From the University of Illinois News Bureau:
A new book by a University of Illinois expert on rare-book crimes tells the story of the theft of valuable antique illustrations and the destruction of rare books from the University of Illinois Library.
Travis McDade, the curator of law rare books at the U. of I. law school, wrote a recently released book about the crime spree. “Torn from Their Bindings: A Story of Art, Science, and the Pillaging of American University Libraries” was published by the University Press of Kansas. It is the fourth book by McDade, whose training both as a librarian and a lawyer gives him a unique perspective on rare-book crimes.
Robert Kindred ran “the art world equivalent of a chop shop,” McDade wrote, cutting prints from academic libraries across the country during the summer of 1980. He was caught at the University of Illinois and prosecuted for the crime in central Illinois.

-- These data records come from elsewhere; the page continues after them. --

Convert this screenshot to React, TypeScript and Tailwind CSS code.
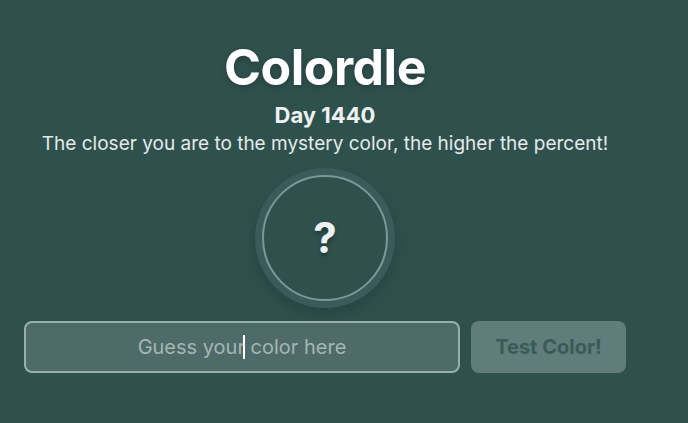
import React from 'react';

const App = () => {
  return (
    <div className="min-h-[423px] w-full bg-[#2f514e] font-['Inter',_'Liberation_Sans',_sans-serif] overflow-hidden">
      <div className="w-[650px] flex flex-col items-center pt-[38px]">
        {/* Header */}
        <h1 className="text-[50px] leading-[58px] font-bold text-white tracking-[-0.01em] [text-shadow:0_2px_6px_rgba(0,0,0,0.25)]">
          Colordle
        </h1>
        <div className="text-[22px] leading-[28px] font-bold text-[#eef2f1] mt-[5px]">Day 1440</div>
        <p className="text-[19px] leading-[24px] text-[#e4eae9] mt-[3px]">
          The closer you are to the mystery color, the higher the percent!
        </p>

        {/* Mystery color */}
        <div className="mt-[12px] w-[140px] h-[140px] rounded-full bg-[#3a5b59] flex items-center justify-center shadow-[0_6px_16px_rgba(0,0,0,0.18)]">
          <div className="w-[126px] h-[126px] rounded-full border-2 border-[#7a9895] bg-[#2f514e] flex items-center justify-center">
            <span className="text-[42px] font-bold text-[#eef1f1] leading-none [text-shadow:0_3px_4px_rgba(0,0,0,0.35)]">?</span>
          </div>
        </div>

        {/* Guess row */}
        <div className="mt-[13px] w-full flex items-center gap-[11px] px-[24px]">
          <div className="relative w-[436px] h-[52px] rounded-[8px] border-2 border-[#98b0ad] bg-[#4f6b69] flex items-center justify-center">
            <span className="text-[20px] text-[#a3b6b4]">Guess your color here</span>
            <span className="absolute left-[217px] top-[12px] w-[2px] h-[24px] bg-white" />
          </div>
          <button className="w-[155px] h-[52px] rounded-[8px] bg-[#607d7b] text-[20px] font-bold text-[#3a5a57]">
            Test Color!
          </button>
        </div>
      </div>
    </div>
  );
};

export default App;
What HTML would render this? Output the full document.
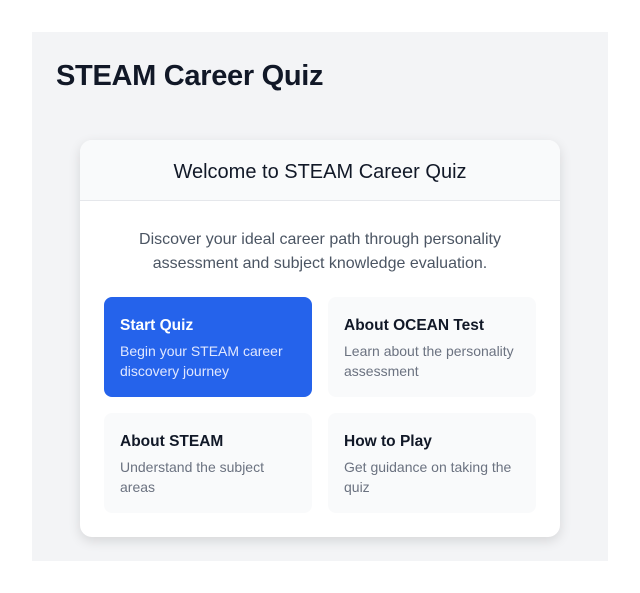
<!DOCTYPE html>
<html><head><meta charset="utf-8"><style>
*{box-sizing:border-box;margin:0;padding:0}
body{width:640px;height:593px;background:#fff;font-family:"Liberation Sans",sans-serif;position:relative;overflow:hidden}
.panel{position:absolute;left:32px;top:32px;width:576px;height:529px;background:#f3f4f6}
h1{position:absolute;left:56px;top:57px;font-size:29px;font-weight:700;color:#111827;line-height:38px;letter-spacing:-0.3px}
.card{position:absolute;left:80px;top:140px;width:480px;height:397px;background:#fff;border-radius:12px;box-shadow:0 4px 12px rgba(0,0,0,.12);overflow:hidden}
.hd{height:61px;background:#f9fafb;border-bottom:1px solid #e5e7eb;text-align:center;font-size:20px;line-height:64px;color:#111827}
.p{position:absolute;top:88px;left:0;width:480px;text-align:center;font-size:16px;line-height:24px;color:#4b5563}
.b{position:absolute;width:208px;height:100px;border-radius:8px;background:#f9fafb;padding:19px 16px}
.b h3{font-size:15.5px;font-weight:700;color:#111827;line-height:20px;margin-bottom:5px}
.b p{font-size:14px;color:#6b7280;line-height:20px}
.b.a{background:#2563eb}.b.a h3{color:#fff}.b.a p{color:#e0e7ff}
</style></head><body>
<div class="panel"></div>
<h1>STEAM Career Quiz</h1>
<div class="card">
<div class="hd">Welcome to STEAM Career Quiz</div>
<div class="p">Discover your ideal career path through personality<br>assessment and subject knowledge evaluation.</div>
<div class="b a" style="left:24px;top:157px"><h3>Start Quiz</h3><p>Begin your STEAM career discovery journey</p></div>
<div class="b" style="left:248px;top:157px"><h3>About OCEAN Test</h3><p>Learn about the personality assessment</p></div>
<div class="b" style="left:24px;top:273px"><h3>About STEAM</h3><p>Understand the subject areas</p></div>
<div class="b" style="left:248px;top:273px"><h3>How to Play</h3><p>Get guidance on taking the quiz</p></div>
</div>
</body></html>
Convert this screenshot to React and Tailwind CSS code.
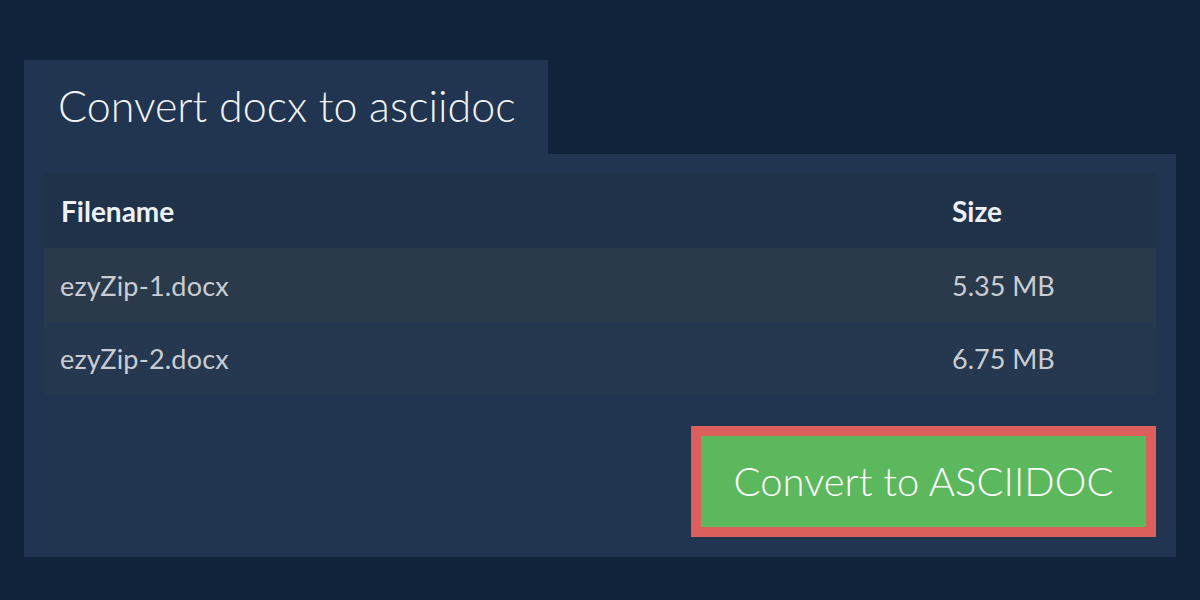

The book also highlights the painstaking work of the U. of I. librarians who sorted through thousands of stolen prints recovered from Kindred’s car and tried to determine what they were and where they might have been stolen.
“There’s these two librarians in the police station trying to reverse-engineer what happened. It’s this quiet-but-heroic effort by these guys,” McDade said.
Since Kindred’s crime spree, many of the books at the University Library that would be susceptible to theft have been moved to the rare-book stacks or to an off-site storage facility, McDade said. Other academic libraries have followed suit, but “across the country there remain really nice books in libraries that are vulnerable,” he said.